Reckwitz sieht in dieser Leitfunktion der Besonderheit eine epochale kulturelle Verschiebung. Der neue Geltungskonsum ist das, was das Besondere ist. Interessant ist dabei nicht zuletzt, dass das Phänomen der Statusaufladung auf viel mehr Güter ausgreift, also viel mehr Konsumakte, auch solche, die früher banal und alltäglich waren, heute mit Statusbotschaften verknüpft sind, Geltungskonsum darstellen.

Sie können Besonderheit heutzutage mühelos mit der Auswahl von Kaffee, Salz oder Klopapier signalisieren. Und kunstvoll nach Art der Boheme mit dem kreativ ausgewählten Klopapier Ihre Diderot-Einheit durchbrechen. Natürlich wird auch in dieser Strategie der kreativen Durchbrechung das Individuum über Dinge definiert. Und selbstverständlich wählt auch der kreative Hipsterbohemien seine Besitztümer nicht wahllos aus, bewahre.

So können wir endlich einen ganz neuen, vierten Diderot-Effekt feststellen: Ich muss dringend ganz viele neue Sachen anschaffen, weil meine bestehenden Besitztümer zu kohärent zusammenpassen. Hilfe.

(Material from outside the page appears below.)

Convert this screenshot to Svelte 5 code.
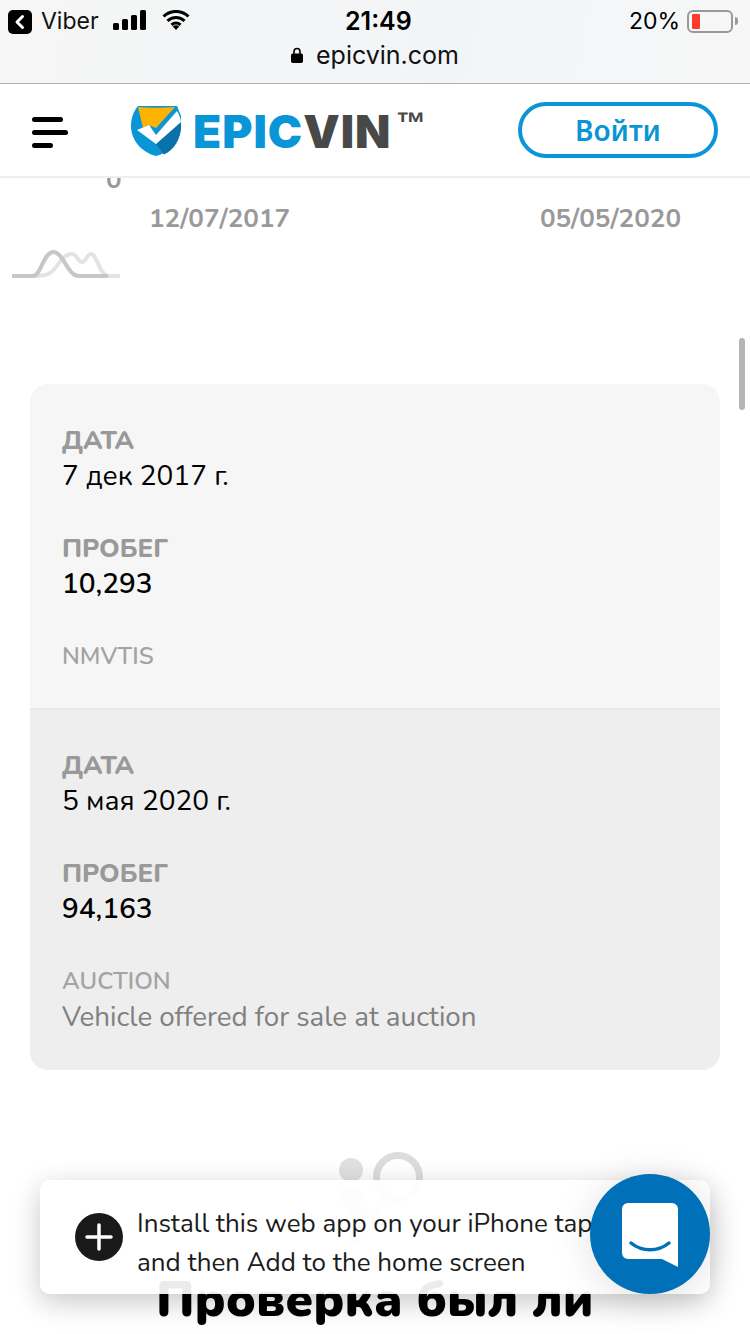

10 Kommentare zu «Ich bin, was ich habe»

  • Boris Laplace sagt:

    Da die Postmoderne leider nicht die erwünschte Freiheit des Individuums verwirklichen vermochte, versucht der Hipster nun die Verwirklichung seiner ersehnten Freiheit bloss noch allein durch das Ausleben seiner nach aussen gestülpte plakativ zur Schau getragenen Différance, die zwar einerseits einen Mangel darstellt, anderseits aber auch hoffen lässt, dass die gesellschaftliche Bewegung nach Freiheit so schnell nicht erstarren wird. Eine Verlagerung vom blossen äusseren Konsum zur inneren Geisteshaltung wäre dabei allerdings mehr als wünschenswert.

    • Scout sagt:

      Ausgerechnet die Hipster wecken die Hoffnung, „dass die gesellschaftliche Bewegung nach Freiheit so schnell nicht erstarren wird“? Bewegung ja, aber sie muss nicht zwingend nach Freiheit streben; das Gegenteil könnte der Fall sein. Auch das Gesellschaftliche steht beim Hipster in Frage. Na gut, dessen Ziel wäre der Outstream, faktisch ist er aber in der Menge doch Mainstream. Zudem: Wie gross ist der Mangel? Ontologisch gesehen darf er nicht unendlich sein, denn dann wären wir bei Schellings Subjekt, der diesfalls jegliches Ausserhalb von des Subjekts Selbst leugnet. Also wäre der Mangel endlich und messbar, aber doch aufschiebend. Weder die Zurschaustellung des Hipsters noch die sich durch und durch stets aktualisierende Gesellschaft sind so möglich und unmittelbar verstehbar.

  • LiFe sagt:

    Ich bin, was ich habe…….Kreativität. D.h. eigene Ideen, eigene Projekte, Visionen. Und das ist gut. Wenn sie auch nicht umsetzbar sind. Noch oder gar nicht. Passt scho.